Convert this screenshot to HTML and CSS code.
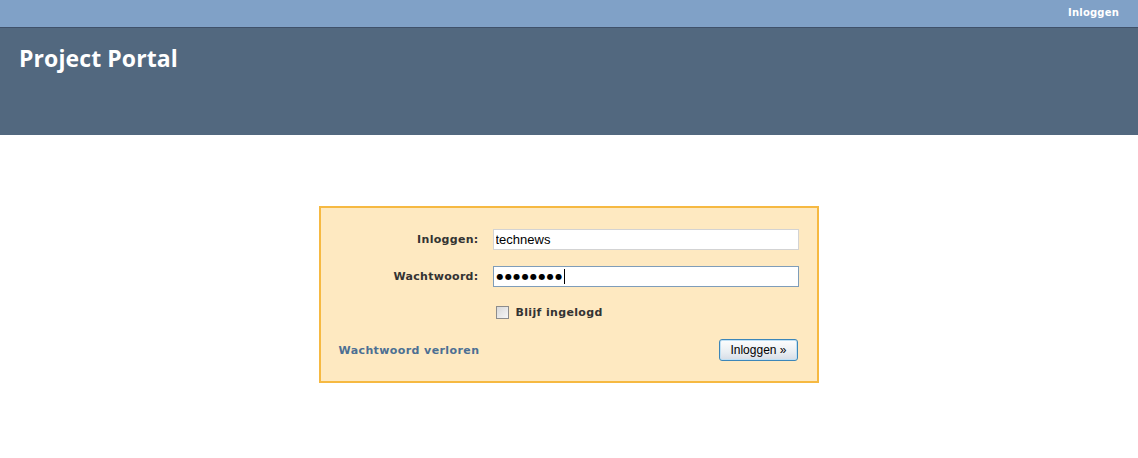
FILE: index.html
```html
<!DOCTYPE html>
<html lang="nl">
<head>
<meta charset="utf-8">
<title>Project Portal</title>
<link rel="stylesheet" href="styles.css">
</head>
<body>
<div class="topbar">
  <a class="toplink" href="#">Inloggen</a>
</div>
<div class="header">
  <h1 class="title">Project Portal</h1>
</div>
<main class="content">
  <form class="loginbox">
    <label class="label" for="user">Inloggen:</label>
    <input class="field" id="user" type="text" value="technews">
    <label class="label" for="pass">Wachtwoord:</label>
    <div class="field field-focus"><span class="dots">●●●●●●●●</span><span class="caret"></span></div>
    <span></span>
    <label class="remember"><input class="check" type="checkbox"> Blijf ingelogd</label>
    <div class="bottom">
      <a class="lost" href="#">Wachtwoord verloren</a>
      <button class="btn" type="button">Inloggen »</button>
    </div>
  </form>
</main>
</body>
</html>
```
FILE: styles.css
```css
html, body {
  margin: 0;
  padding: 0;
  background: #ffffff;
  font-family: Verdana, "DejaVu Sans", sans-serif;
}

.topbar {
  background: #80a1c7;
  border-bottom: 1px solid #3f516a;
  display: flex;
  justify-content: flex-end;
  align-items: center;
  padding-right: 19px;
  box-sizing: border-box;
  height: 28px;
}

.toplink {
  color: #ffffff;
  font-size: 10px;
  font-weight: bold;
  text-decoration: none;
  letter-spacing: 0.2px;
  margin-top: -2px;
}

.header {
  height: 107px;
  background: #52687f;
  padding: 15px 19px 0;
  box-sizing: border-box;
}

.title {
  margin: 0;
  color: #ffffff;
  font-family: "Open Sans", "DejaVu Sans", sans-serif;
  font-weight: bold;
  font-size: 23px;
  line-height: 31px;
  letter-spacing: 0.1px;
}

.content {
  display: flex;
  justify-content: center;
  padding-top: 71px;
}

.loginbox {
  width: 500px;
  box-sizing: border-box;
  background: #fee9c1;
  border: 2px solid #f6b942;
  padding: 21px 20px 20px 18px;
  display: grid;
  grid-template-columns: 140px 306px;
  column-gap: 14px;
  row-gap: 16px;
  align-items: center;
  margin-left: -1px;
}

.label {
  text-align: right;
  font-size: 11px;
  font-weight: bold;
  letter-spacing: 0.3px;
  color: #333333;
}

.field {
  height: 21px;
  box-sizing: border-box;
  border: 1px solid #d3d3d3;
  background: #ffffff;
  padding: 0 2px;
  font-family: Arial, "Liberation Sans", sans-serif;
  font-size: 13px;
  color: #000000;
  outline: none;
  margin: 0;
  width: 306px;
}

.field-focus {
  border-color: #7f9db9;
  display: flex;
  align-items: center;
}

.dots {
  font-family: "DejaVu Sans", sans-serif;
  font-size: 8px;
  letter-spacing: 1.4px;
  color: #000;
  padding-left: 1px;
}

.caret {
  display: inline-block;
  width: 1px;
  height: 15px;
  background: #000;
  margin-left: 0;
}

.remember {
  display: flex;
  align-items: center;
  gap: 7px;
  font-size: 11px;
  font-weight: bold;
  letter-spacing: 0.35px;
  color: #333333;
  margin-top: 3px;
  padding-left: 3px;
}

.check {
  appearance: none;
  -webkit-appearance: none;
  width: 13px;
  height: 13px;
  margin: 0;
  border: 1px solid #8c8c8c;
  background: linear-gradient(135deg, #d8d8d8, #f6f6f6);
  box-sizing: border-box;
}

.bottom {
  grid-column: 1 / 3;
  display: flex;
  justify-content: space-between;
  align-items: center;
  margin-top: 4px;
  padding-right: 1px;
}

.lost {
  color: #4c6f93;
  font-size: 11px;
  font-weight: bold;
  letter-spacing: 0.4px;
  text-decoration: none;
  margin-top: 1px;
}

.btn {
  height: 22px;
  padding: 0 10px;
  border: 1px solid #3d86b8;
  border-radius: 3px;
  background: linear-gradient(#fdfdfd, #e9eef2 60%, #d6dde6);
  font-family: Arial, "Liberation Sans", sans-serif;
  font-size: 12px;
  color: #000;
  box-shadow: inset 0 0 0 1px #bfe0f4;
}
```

...

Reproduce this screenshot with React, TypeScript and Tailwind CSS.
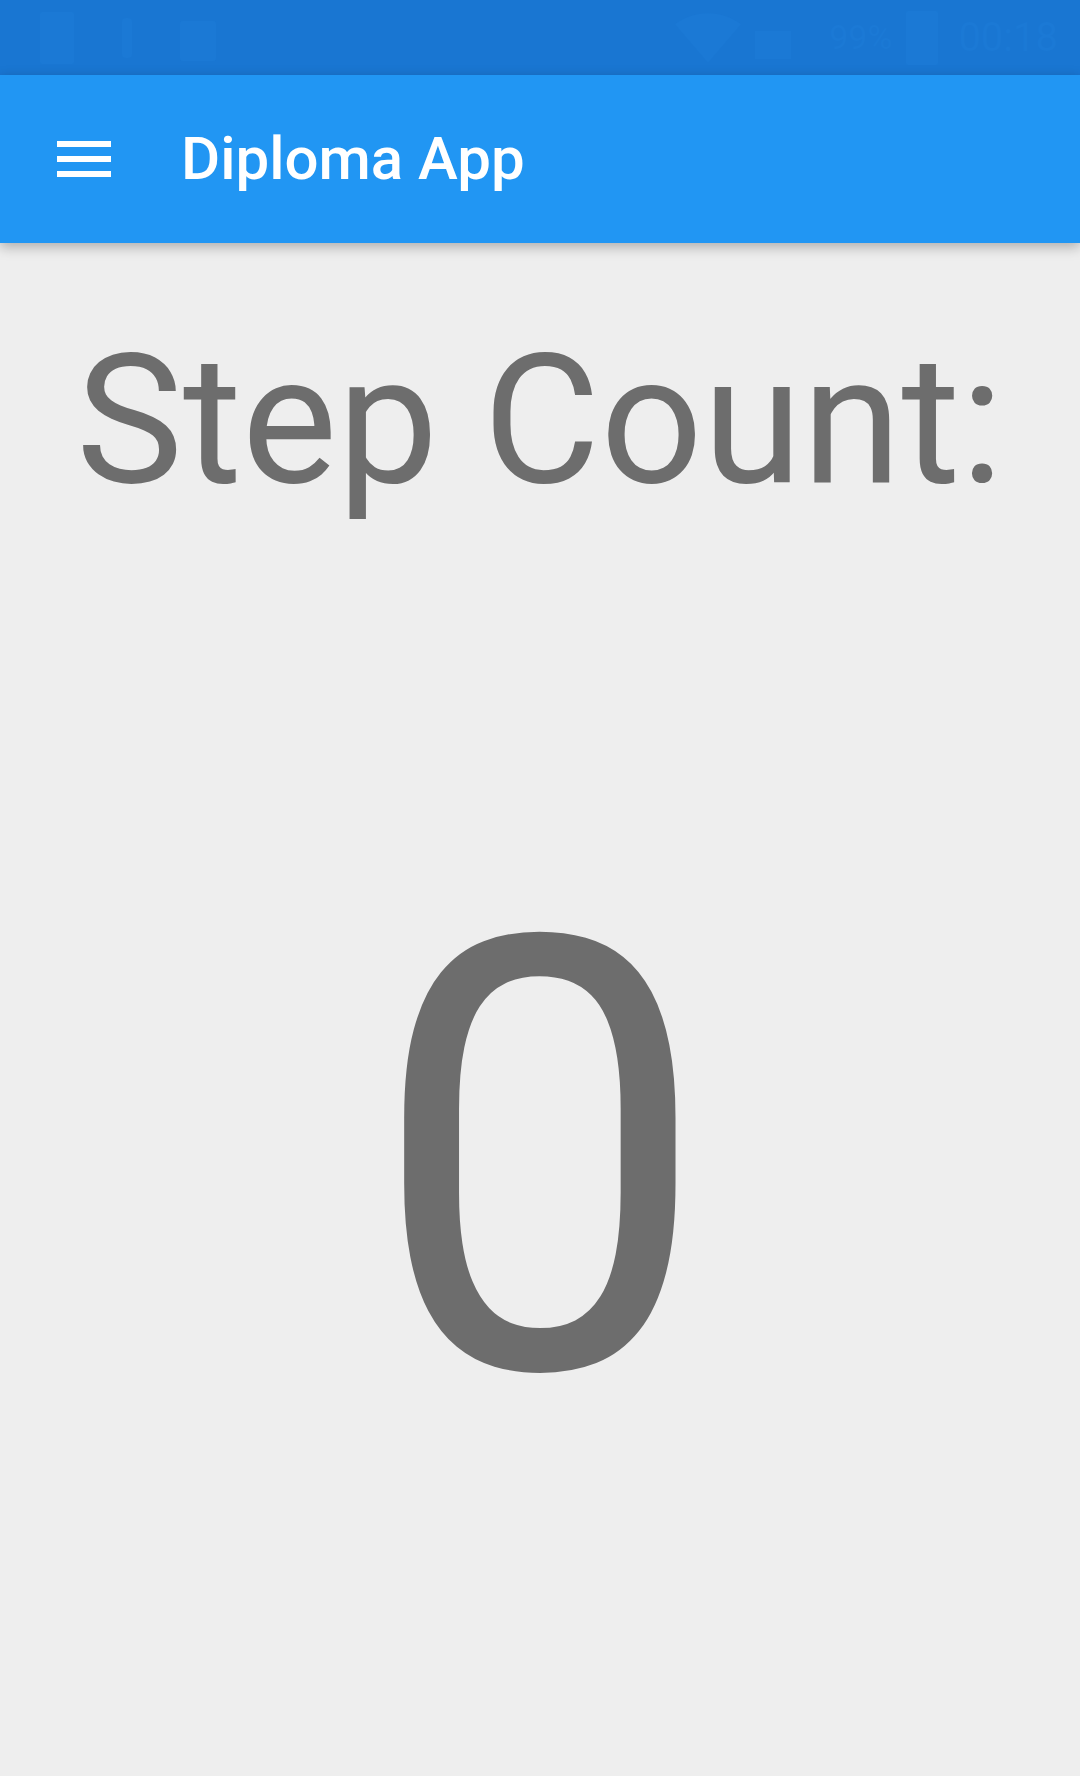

...

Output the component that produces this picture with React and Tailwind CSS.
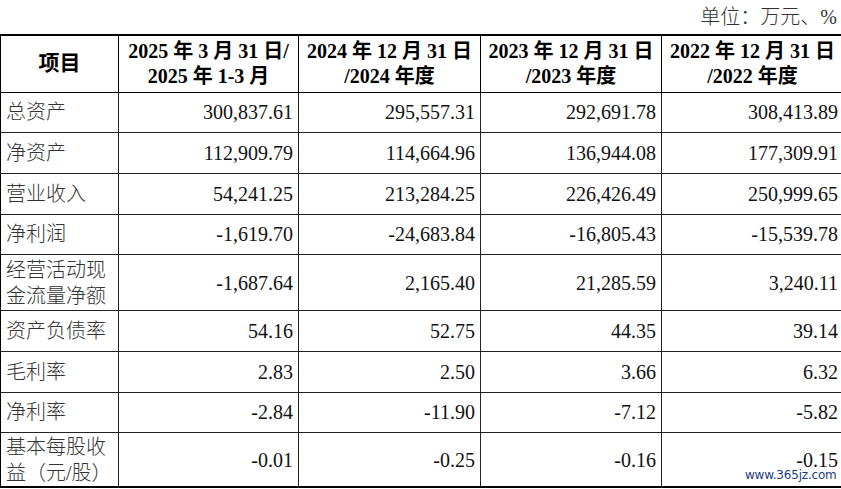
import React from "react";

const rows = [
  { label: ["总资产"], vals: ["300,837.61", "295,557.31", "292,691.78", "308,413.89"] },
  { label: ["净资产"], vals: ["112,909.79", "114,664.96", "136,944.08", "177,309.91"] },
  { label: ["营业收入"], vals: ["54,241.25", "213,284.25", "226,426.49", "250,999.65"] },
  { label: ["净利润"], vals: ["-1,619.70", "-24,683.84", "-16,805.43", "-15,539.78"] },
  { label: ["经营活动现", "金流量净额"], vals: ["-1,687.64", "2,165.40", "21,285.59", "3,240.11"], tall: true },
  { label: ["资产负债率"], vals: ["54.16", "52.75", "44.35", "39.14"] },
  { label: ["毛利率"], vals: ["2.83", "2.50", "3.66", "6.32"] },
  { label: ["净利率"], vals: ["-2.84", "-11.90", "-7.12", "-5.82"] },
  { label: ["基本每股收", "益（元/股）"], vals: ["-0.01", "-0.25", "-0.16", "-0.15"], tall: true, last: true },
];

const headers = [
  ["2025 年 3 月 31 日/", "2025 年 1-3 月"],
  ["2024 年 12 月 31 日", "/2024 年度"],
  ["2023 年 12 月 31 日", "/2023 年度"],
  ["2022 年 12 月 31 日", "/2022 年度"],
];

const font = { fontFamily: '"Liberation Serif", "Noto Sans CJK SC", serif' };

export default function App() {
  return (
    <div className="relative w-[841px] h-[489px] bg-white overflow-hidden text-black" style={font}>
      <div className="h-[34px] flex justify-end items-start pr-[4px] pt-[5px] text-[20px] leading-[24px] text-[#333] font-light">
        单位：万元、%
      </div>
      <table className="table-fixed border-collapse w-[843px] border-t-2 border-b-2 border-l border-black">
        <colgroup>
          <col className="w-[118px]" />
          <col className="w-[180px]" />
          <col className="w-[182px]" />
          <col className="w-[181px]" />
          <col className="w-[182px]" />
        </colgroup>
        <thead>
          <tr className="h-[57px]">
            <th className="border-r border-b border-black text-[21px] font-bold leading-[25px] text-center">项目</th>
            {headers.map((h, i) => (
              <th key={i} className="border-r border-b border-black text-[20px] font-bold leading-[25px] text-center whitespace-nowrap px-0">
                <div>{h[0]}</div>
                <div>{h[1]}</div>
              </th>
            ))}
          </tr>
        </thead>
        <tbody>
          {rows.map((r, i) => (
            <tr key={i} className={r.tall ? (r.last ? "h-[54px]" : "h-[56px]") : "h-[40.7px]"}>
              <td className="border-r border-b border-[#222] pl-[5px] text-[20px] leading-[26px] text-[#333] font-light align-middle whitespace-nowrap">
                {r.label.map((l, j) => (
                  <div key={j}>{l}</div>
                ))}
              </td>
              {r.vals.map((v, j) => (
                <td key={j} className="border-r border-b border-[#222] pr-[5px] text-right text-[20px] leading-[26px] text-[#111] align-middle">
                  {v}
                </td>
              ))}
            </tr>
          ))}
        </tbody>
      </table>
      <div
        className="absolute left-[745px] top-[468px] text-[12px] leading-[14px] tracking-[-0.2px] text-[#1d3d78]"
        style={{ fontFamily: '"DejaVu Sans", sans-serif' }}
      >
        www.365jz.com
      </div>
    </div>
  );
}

Exercise brief: Make an exact copy of only the lines from the one with "Output the component" through the one with "import React from". Pictures don't belong in it.

Solved exercise:
Output the component that produces this picture with React and Tailwind CSS.
import React from "react";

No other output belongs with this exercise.